Capital cost allowance (CCA) eligibility – the measure expands eligibility under the existing CCA Class 43.1 and 43.2 to include air-source heat pumps used primarily for space or water heating, acquired and becomes available for use on or after Budget Day. Class 43.1 and 43.2 include energy generation/conservation equipment that qualifies for 30% and 50% CCA rates respectively (under certain conditions). Certain intangible start-up expenses also qualify for full deduction in the year incurred, indefinite carry-forward, or transfer to investors using flow-through shares.

Air-source heat pumps manufacturing qualify for reduced corporate tax rates introduced in 2021 – Budget 2021 introduced reduced corporate income tax rates (reduced to 7.5% for otherwise general corporate tax rate, 4.5% for otherwise small business tax rate) on eligible zero-emission technology manufacturing and processing income. Budget 2022 proposes to include the manufacture of air-source heat pumps used for space or water heating as an eligible zero-emission activity.
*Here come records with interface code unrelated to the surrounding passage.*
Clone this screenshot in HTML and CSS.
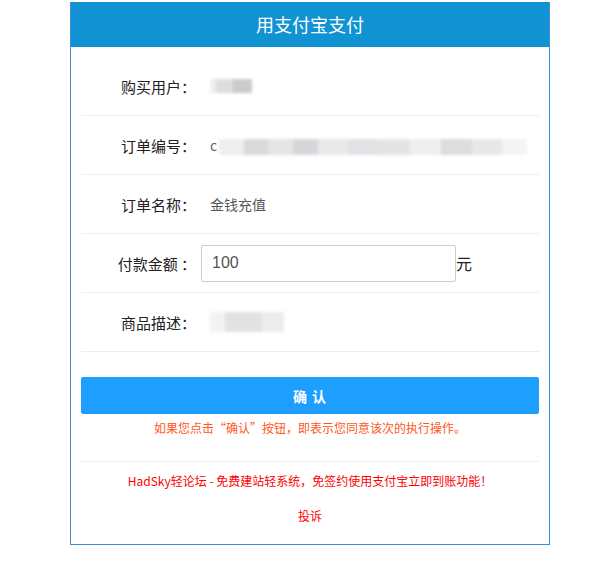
FILE: index.html
```html
<!DOCTYPE html>
<html lang="zh-CN">
<head>
	<meta charset="UTF-8">
	<title>用支付宝支付</title>
	<link rel="stylesheet" href="styles.css">
</head>
<body>
	<div class="pay-box">
		<div class="pay-head">用支付宝支付</div>
		<div class="pay-body">
			<div class="row">
				<div class="label">购买用户：</div>
				<div class="value"><span class="mask mask-user"></span></div>
			</div>
			<div class="row">
				<div class="label">订单编号：</div>
				<div class="value"><span class="lead">c</span><span class="mask mask-order"></span></div>
			</div>
			<div class="row">
				<div class="label">订单名称：</div>
				<div class="value">金钱充值</div>
			</div>
			<div class="row">
				<div class="label">付款金额 ：</div>
				<div class="value value-input"><input type="text" class="amount" value="100"><span class="unit">元</span></div>
			</div>
			<div class="row">
				<div class="label">商品描述：</div>
				<div class="value"><span class="mask mask-desc"></span></div>
			</div>

			<button class="confirm">确 认</button>
			<p class="warn">如果您点击“确认”按钮，即表示您同意该次的执行操作。</p>

			<div class="foot">
				<p class="ad">HadSky轻论坛 - 免费建站轻系统，免签约使用支付宝立即到账功能！</p>
				<p class="report">投诉</p>
			</div>
		</div>
	</div>
</body>
</html>
```

FILE: styles.css
```css
* {
	box-sizing: border-box;
}

body {
	margin: 0;
	background: #fff;
	font-family: "Microsoft YaHei", "Noto Sans CJK SC", sans-serif;
	color: #333;
}

.pay-box {
	width: 480px;
	margin: 2px 0 0 70px;
	border: 1px solid #3d8fd8;
	border-top: none;
}

.pay-head {
	height: 45px;
	line-height: 45px;
	background: #1192d3;
	color: #fff;
	font-size: 18px;
	text-align: center;
}

.pay-body {
	padding: 10px 10px 20px;
}

.row {
	display: flex;
	align-items: center;
	height: 59px;
	border-bottom: 1px solid #eee;
}

.label {
	width: 115px;
	text-align: right;
	font-size: 15px;
	color: #222;
}

.value {
	margin-left: 14px;
	font-size: 14px;
	color: #555;
	display: flex;
	align-items: center;
}

.value-input {
	margin-left: 5px;
}

.amount {
	width: 255px;
	height: 37px;
	border: 1px solid #ccc;
	border-radius: 2px;
	padding: 0 10px;
	font-size: 16px;
	color: #555;
	font-family: "Liberation Sans", Arial, sans-serif;
	outline: none;
}

.unit {
	font-size: 16px;
	color: #222;
}

.lead {
	font-size: 14px;
	color: #666;
	margin-right: 2px;
}

.mask {
	display: inline-block;
	filter: blur(1.5px);
}

.mask-user {
	width: 42px;
	height: 14px;
	background: linear-gradient(90deg, #f0eff0 0 15%, #dedcdd 15% 55%, #c9cbcc 55% 100%);
}

.mask-order {
	width: 308px;
	height: 16px;
	margin-top: 4px;
	background: linear-gradient(90deg, #eee 0 8%, #dadada 8% 16%, #e6e4e4 16% 24%, #d8d6da 24% 32%, #e9e9e9 32% 42%, #e2e3e6 42% 52%, #e4e4e4 52% 62%, #efefef 62% 72%, #dddddd 72% 82%, #e8e8e8 82% 92%, #f4f4f4 92% 100%);
}

.mask-desc {
	width: 74px;
	height: 20px;
	background: linear-gradient(90deg, #f3f3f3 0 20%, #e3e1e1 20% 70%, #ebeded 70% 100%);
}

.confirm {
	display: block;
	width: 100%;
	height: 37px;
	margin-top: 25px;
	border: none;
	border-radius: 2px;
	background: #1e9fff;
	color: #fff;
	font-size: 14px;
	font-weight: bold;
	font-family: inherit;
	letter-spacing: 1px;
}

.warn {
	margin: 5px 0 0;
	text-align: center;
	font-size: 12px;
	color: #ff5722;
}

.foot {
	margin-top: 25px;
	border-top: 1px solid #eee;
	text-align: center;
	font-size: 12px;
	color: #f00;
}

.ad {
	margin: 10px 0 0;
}

.report {
	margin: 18px 0 0;
}
```
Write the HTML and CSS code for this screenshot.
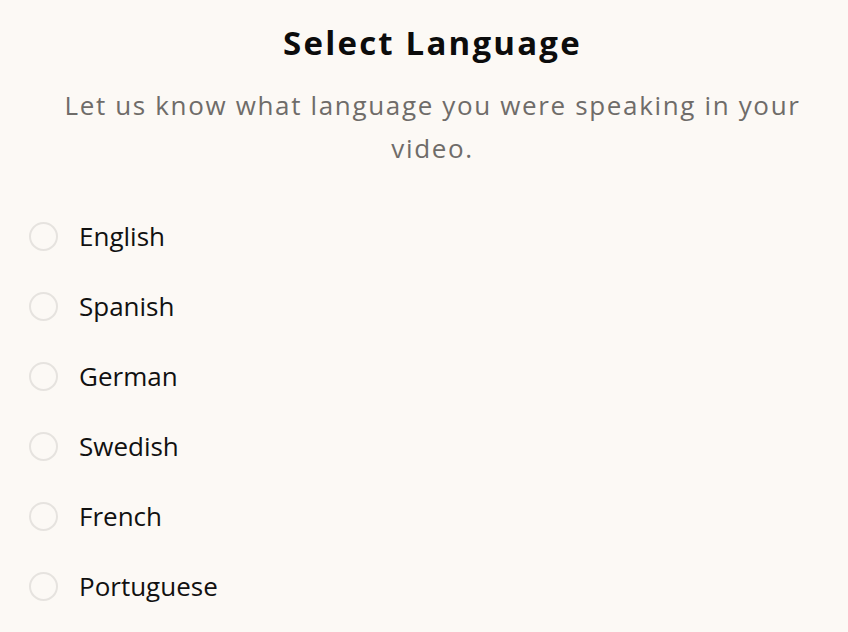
FILE: index.html
```html
<!DOCTYPE html>
<html>
<head>
<meta charset="utf-8">
<link rel="stylesheet" href="styles.css">
</head>
<body>
<div class="page">
  <h1 class="title">Select Language</h1>
  <p class="subtitle">Let us know what language you were speaking in your video.</p>
  <ul class="options">
    <li class="option"><span class="radio"></span><span class="label">English</span></li>
    <li class="option"><span class="radio"></span><span class="label">Spanish</span></li>
    <li class="option"><span class="radio"></span><span class="label">German</span></li>
    <li class="option"><span class="radio"></span><span class="label">Swedish</span></li>
    <li class="option"><span class="radio"></span><span class="label">French</span></li>
    <li class="option"><span class="radio"></span><span class="label">Portuguese</span></li>
  </ul>
</div>
</body>
</html>
```
FILE: styles.css
```css
html, body {
  margin: 0;
  padding: 0;
  background: #fcf9f5;
}
body {
  font-family: "Open Sans", "DejaVu Sans", sans-serif;
  width: 848px;
  height: 632px;
  overflow: hidden;
}
.page {
  padding: 20px 12px 0 29px;
}
.title {
  margin: 0;
  text-align: center;
  font-size: 33px;
  line-height: 46px;
  font-weight: 700;
  letter-spacing: 2.2px;
  color: #0c0c0c;
}
.subtitle {
  margin: 18px 0 0 0;
  text-align: center;
  font-size: 26px;
  line-height: 43px;
  letter-spacing: 1.65px;
  color: #6f6c69;
}
.options {
  list-style: none;
  margin: 31px 0 0 0;
  padding: 0;
  display: flex;
  flex-direction: column;
}
.option {
  display: flex;
  align-items: center;
  height: 70px;
  gap: 21px;
}
.radio {
  width: 29px;
  height: 29px;
  border: 2px solid #e6e3df;
  border-radius: 50%;
  box-sizing: border-box;
  flex: none;
}
.label {
  font-size: 26px;
  color: #111;
}
```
Flow-through Share Regimes 

Critical Mineral Exploration Tax Credit

An investor holding flow-through shares can currently claim specified mineral exploration expenses incurred and renounced to them against their personal taxable income, as well as a tax credit called Mineral Explication Tax Credit (METC) equaling 15% of the flowed through expenses. Budget 2022 proposes a 30% Critical Mineral Exploration Tax Credit (CMETC) to support exploration of certain minerals used in producing batteries and permanent magnets, in turn the production of clean technology equipment (e.g., zero-emission vehicles).  Investors cannot benefit from both METC and CMETC. Where eligible, CMETC can be claimed on expenses flowed through via agreements entered after Budget Day and by March 31, 2027.

Flow-Through Shares for Oil, Gas, and Coal Activities

Budget 2022 proposes to disallow expense renunciation to investors in flow-through share agreements for oil, gas, and coal activities, taking effect for agreements entered into after March 31, 2023. This measure aims to reduce environmental impacts of oil, gas and coal exploration and development.